Records provided:
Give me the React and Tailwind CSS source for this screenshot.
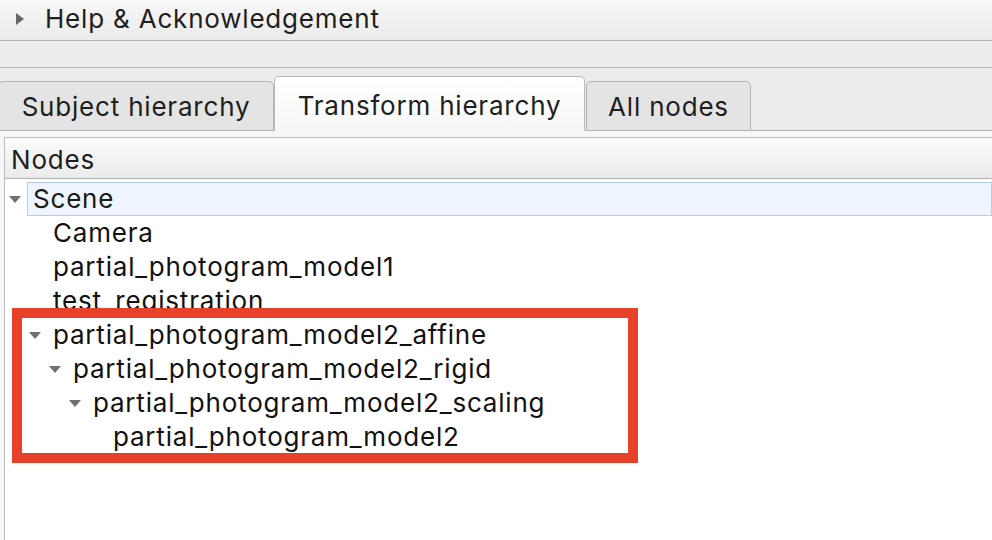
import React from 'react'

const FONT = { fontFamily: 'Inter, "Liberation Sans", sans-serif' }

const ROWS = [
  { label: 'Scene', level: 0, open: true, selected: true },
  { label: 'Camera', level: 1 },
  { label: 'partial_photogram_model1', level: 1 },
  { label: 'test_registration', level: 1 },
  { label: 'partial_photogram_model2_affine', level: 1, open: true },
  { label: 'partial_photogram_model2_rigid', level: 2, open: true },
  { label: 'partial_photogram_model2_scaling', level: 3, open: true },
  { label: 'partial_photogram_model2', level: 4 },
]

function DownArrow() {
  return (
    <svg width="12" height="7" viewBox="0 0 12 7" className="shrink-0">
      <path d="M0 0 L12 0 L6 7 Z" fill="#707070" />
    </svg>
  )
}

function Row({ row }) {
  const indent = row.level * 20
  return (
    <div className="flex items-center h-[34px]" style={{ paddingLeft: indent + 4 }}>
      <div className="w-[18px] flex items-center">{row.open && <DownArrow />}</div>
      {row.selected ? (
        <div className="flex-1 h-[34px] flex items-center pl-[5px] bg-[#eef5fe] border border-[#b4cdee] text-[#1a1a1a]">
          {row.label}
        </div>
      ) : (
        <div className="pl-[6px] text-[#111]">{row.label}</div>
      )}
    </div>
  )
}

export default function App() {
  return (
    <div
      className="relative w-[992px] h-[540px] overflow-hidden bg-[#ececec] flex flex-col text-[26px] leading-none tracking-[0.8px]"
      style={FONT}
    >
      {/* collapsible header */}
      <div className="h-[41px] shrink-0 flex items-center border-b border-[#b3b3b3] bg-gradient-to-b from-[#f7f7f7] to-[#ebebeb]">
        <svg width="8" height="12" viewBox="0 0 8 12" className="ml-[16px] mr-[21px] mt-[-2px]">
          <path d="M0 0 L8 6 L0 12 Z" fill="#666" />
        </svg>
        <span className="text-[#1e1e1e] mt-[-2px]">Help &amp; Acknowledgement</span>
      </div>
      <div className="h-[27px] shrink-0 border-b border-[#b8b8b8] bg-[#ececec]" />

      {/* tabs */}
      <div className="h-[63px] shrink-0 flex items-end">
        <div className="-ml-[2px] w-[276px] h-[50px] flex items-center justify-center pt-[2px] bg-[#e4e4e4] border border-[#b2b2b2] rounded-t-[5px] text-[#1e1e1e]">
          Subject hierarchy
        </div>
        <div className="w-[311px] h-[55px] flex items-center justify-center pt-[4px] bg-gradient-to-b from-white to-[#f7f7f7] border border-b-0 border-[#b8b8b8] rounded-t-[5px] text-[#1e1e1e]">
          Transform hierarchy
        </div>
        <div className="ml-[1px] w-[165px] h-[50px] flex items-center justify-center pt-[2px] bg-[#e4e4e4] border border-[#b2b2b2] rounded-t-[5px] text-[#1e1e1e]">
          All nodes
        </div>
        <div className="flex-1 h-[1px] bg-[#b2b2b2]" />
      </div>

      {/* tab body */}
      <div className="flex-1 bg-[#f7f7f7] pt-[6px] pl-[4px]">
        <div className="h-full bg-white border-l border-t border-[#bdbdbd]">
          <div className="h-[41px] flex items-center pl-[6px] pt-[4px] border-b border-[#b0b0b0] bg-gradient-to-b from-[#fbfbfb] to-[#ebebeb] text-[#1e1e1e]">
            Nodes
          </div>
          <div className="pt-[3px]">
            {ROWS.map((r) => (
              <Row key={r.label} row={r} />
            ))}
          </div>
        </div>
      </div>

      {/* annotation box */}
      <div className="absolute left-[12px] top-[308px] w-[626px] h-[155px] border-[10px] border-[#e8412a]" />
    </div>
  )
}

==

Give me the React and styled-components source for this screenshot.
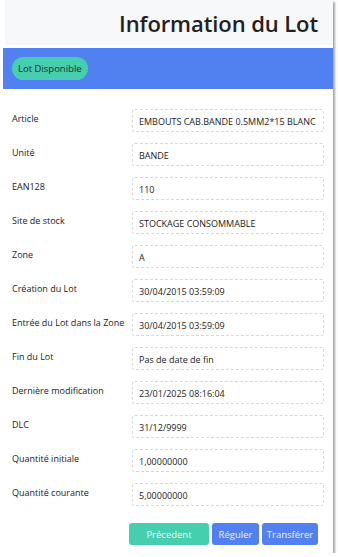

--

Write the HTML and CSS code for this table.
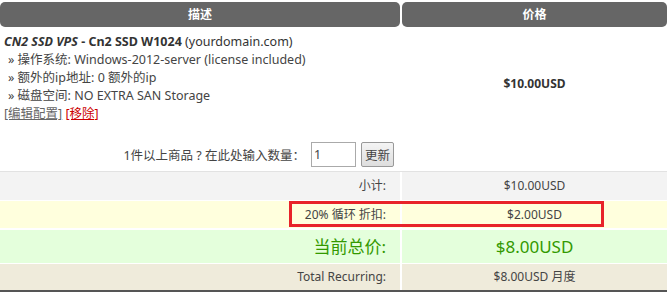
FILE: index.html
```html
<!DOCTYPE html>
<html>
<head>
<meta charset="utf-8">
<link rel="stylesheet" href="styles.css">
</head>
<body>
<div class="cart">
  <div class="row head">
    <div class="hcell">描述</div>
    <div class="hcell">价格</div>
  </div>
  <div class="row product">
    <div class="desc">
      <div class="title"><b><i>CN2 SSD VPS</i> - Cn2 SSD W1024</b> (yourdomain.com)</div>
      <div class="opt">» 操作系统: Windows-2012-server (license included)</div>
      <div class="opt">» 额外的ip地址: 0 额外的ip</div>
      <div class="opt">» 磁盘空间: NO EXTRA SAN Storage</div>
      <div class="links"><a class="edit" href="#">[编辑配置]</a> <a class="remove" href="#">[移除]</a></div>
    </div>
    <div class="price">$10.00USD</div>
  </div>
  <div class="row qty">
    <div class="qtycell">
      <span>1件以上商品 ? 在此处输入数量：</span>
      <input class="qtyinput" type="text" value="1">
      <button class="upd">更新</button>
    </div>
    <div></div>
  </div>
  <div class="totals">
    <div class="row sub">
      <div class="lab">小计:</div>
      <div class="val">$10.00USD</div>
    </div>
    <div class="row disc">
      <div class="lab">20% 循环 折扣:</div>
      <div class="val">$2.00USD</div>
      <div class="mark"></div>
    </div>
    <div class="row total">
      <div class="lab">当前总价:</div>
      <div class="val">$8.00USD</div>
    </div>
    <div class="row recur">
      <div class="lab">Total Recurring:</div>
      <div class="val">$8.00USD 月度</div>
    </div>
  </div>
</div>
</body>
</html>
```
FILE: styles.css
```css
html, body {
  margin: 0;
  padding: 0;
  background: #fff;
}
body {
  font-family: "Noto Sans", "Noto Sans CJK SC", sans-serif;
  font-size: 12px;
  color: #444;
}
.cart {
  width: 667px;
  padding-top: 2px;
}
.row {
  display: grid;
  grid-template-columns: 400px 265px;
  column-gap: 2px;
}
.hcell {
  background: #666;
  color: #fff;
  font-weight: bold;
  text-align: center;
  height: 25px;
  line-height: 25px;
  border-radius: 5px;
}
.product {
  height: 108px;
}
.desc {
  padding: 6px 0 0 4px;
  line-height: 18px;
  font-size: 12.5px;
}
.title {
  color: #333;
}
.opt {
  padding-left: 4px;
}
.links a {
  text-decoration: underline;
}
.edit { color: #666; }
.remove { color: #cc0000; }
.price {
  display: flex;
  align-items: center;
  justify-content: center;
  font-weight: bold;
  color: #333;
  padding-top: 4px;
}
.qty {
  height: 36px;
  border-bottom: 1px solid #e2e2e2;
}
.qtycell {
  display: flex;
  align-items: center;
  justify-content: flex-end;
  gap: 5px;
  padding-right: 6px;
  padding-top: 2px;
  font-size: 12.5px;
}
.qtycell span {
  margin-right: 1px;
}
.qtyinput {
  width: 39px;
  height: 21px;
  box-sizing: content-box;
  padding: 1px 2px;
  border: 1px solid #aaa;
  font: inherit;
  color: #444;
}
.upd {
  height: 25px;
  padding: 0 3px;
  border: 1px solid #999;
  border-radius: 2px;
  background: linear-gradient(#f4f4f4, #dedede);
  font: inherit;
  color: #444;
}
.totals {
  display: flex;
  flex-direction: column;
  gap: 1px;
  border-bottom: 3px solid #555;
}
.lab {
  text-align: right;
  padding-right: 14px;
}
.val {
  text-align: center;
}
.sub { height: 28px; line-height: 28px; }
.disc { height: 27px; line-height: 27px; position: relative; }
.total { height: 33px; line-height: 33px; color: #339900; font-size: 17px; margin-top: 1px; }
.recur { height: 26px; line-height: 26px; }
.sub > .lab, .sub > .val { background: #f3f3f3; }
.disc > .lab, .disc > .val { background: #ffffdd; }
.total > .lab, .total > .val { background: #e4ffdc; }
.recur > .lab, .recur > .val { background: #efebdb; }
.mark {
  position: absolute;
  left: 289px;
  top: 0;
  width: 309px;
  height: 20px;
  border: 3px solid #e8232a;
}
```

Written request: Leave the pictures out and copy exactly the lines from the one with "Give me the React and Tailwind" to the one with "shrink-0 border-b border-[#b8b8b8]", both included.

Task answer:
Give me the React and Tailwind CSS source for this screenshot.
import React from 'react'

const FONT = { fontFamily: 'Inter, "Liberation Sans", sans-serif' }

const ROWS = [
  { label: 'Scene', level: 0, open: true, selected: true },
  { label: 'Camera', level: 1 },
  { label: 'partial_photogram_model1', level: 1 },
  { label: 'test_registration', level: 1 },
  { label: 'partial_photogram_model2_affine', level: 1, open: true },
  { label: 'partial_photogram_model2_rigid', level: 2, open: true },
  { label: 'partial_photogram_model2_scaling', level: 3, open: true },
  { label: 'partial_photogram_model2', level: 4 },
]

function DownArrow() {
  return (
    <svg width="12" height="7" viewBox="0 0 12 7" className="shrink-0">
      <path d="M0 0 L12 0 L6 7 Z" fill="#707070" />
    </svg>
  )
}

function Row({ row }) {
  const indent = row.level * 20
  return (
    <div className="flex items-center h-[34px]" style={{ paddingLeft: indent + 4 }}>
      <div className="w-[18px] flex items-center">{row.open && <DownArrow />}</div>
      {row.selected ? (
        <div className="flex-1 h-[34px] flex items-center pl-[5px] bg-[#eef5fe] border border-[#b4cdee] text-[#1a1a1a]">
          {row.label}
        </div>
      ) : (
        <div className="pl-[6px] text-[#111]">{row.label}</div>
      )}
    </div>
  )
}

export default function App() {
  return (
    <div
      className="relative w-[992px] h-[540px] overflow-hidden bg-[#ececec] flex flex-col text-[26px] leading-none tracking-[0.8px]"
      style={FONT}
    >
      {/* collapsible header */}
      <div className="h-[41px] shrink-0 flex items-center border-b border-[#b3b3b3] bg-gradient-to-b from-[#f7f7f7] to-[#ebebeb]">
        <svg width="8" height="12" viewBox="0 0 8 12" className="ml-[16px] mr-[21px] mt-[-2px]">
          <path d="M0 0 L8 6 L0 12 Z" fill="#666" />
        </svg>
        <span className="text-[#1e1e1e] mt-[-2px]">Help &amp; Acknowledgement</span>
      </div>
      <div className="h-[27px] shrink-0 border-b border-[#b8b8b8] bg-[#ececec]" />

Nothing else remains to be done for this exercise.